Este pequeno livro de elegância britânica não é de leitura fácil para os não-iniciados. Contudo, a primeira das três partes que o compõem -"Comportamento Econômico e Sentimentos Morais"- pode ser considerada como introdução ao complexo tema. As outras duas partes são aprofundamentos progressivos das hipóteses essenciais. Particularmente interessante é o tratamento do tema "Otimalidade de Pareto e Eficiência Econômica", que aparece na segunda parte. Finalmente, merece referência, na terceira, o subcapítulo "Bem-Estar, Objetivos e Escolhas".

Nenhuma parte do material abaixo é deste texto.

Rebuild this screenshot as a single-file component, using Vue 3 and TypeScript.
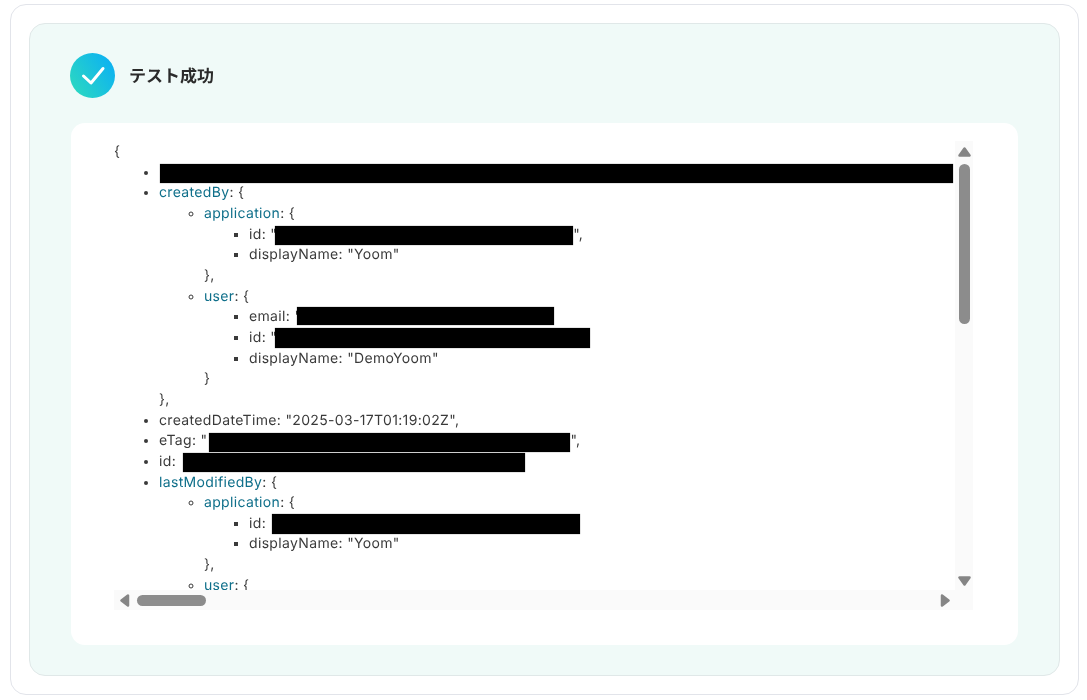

Este livro do grande economista indiano, dublê de filósofo, nos leva a antever o caráter interdisciplinar, no enfoque dos problemas sociais, que prevalecerá no século que desponta. A idéia de uma ciência econômica "pura" será vista como um anacronismo. No caso da economia, essa interdisciplinaridade se apresenta como ampliação de seu marco epistemológico, deixando de ser uma racionalização da visão do mundo engendrada pelas estruturas tradicionais de poder.


Celso Furtado é economista, foi ministro do Planejamento do governo João Goulart (62 e 63) e da Cultura do governo José Sarney (86 a 88). É autor do clássico "Formação Econômica do Brasil" e de "O Longo Amanhecer: Reflexões sobre a Formação do Brasil".